According to estimates by independent Russian experts, in the first half of 2025, the Russian government spent more than 2 trillion roubles (approximately $25.6 billion) on maintaining soldiers in the war against Ukraine. From the federal and regional budgets, 400 billion roubles (approximately $5.1 billion) were spent on signing bonuses from the Russian Defence Ministry, 865 billion roubles (approximately $11.1 billion) on military salaries and 765 billion roubles (approximately $9.8 billion) on payments to the wounded and families of killed soldiers. If the dynamics of losses and recruitment of new contract soldiers continue, annual outlays for the fighting army will exceed 4 trillion roubles, i.e. 9.5% of the total planned expenditure of the federal budget for this year and 2% of GDP. In the first six months of 2025, some 200,000 new contracts were signed. This is 10% less than in the second half of 2024, but still enough to cover frontline losses.
On 11 July, the Ukrainians carried out a massive drone attack on Russian territory, targeting the facilities of the Tula defence-industrial complex. According to media reports, the targets were: the development of precision guided weapons at the Shipunov Instrument Design Bureau, the NPO Splav scientific and production institute producing multiple guided missile systems, and the Shcheglovskiy Val enterprise producing air defence systems and small arms, among other things.
On the same day, according to a message from the General Staff of the Armed Forces of Ukraine, kamikaze drones fell on the facilities of the Voronin Aviation Plant in Lukhovitsy in Moscow Oblast. The entity is responsible for, among other things, the production, modernisation and servicing of MiG fighters and Shahed (Geran) drones. In both cases, the scale of the damage caused by the attack has not been confirmed, and the Russian authorities declare that all means of Ukraine’s aerial attack were taken down.
On 11 July, the Militarnyi website, citing sources in HUR, reported that the day before, an explosion had occurred on a trunk gas pipeline in the town of Langepas in the Khanty-Mansi Autonomous Okrug of Tyumen Oblast. As a result of the operation, a section of the pipeline, which supplies gas to Russian defence industry companies in the Chelyabinsk, Orenburg and Sverdlovsk oblasts, may have been destroyed. According to HUR, the repair work will take around one month.
On 10 July, a successful assassination attempt was carried out in Kyiv against Ivan Voronych, Colonel of the Security Service of Ukraine (SBU). According to The New York Times, he had served for many years in the SBU’s ‘Alpha’ Special Operations Centre, including command of the Fifth Board – a unit responsible for sabotage operations in occupied territories and technically supported by the CIA. This subunit was involved in the assassination of Arsen Pavlov, alias Motorola, one of the commanders of the separatists from the so-called Donetsk People’s Republic, and also in other spectacular actions within the Russian Federation, such as the seizure of part of Kursk Oblast and Operation “Spiderweb”, in which part of Russia’s strategic aviation was destroyed. On 13 July, the SBU reported on a special operation in which two assassins were eliminated.

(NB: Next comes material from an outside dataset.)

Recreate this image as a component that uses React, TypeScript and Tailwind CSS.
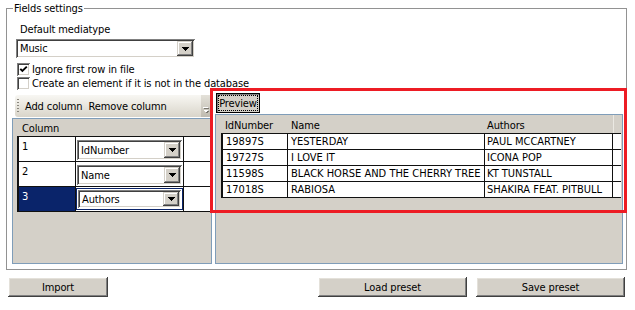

On 14 July, the SBU and the National Police of Ukraine detained a Poltava resident who had attempted to carry out a bomb attack on a judge in Dnipro on behalf of the Russian intelligence services. The agent received the coordinates of the charge, parked her scooter next to the lawyer’s car and set up a surveillance camera. She was caught in the act, and her accomplice was arrested in Poltava. On 8 July, the SBU reported the detention of a former military officer, a lieutenant colonel of the Defence Forces reserve, who, after his release from service, was alleged to have established cooperation with the enemy and collected information on the deployment of Ukrainian units fighting at the front. In addition, he assisted his coordinator in setting up a new network of agents in the border areas, recruiting current and former military officers. The activities of the network were neutralised in April when a Russian national and his accomplice were detained.
According to a report by the UN Human Rights Monitoring Mission in Ukraine, at least 1,575 civilian casualties (232 dead, 1,343 injured) were recorded in June 2025, making it the most tragic month in three years in terms of the number of casualties. The death toll was the highest for civilians in almost a year. Moreover, more than half were caused by long-range attacks using rockets and drones in urban areas. In centres such as Dnipro, Kyiv and Kharkiv, single strikes often caused many casualties, including injuries. In June, Russia launched more than ten times as many missiles and drones at Ukraine as in June 2024.
In a Kyiv International Institute of Sociology poll, 47% of respondents thought that in ten years’ time Ukraine “will be a country with a ruined economy and large emigration”, while only 43% said it “will be a thriving country within the EU”. The survey confirms the growing pessimism in society – in December 2024 the negative scenario was indicated by 28% of respondents, and by just 5% in October 2022.
The SBU detained two Chinese nationals in Kyiv in connection with an espionage attempt – a former student of a Ukrainian technical university and his father. They were attempting to obtain secret documentation on Ukraine’s Neptune missile system. One of those captured was trying to recruit a Ukrainian arms industry specialist for the task. The SBU detected the spy at an early stage of his activity and detained him while he was handing over the secret material.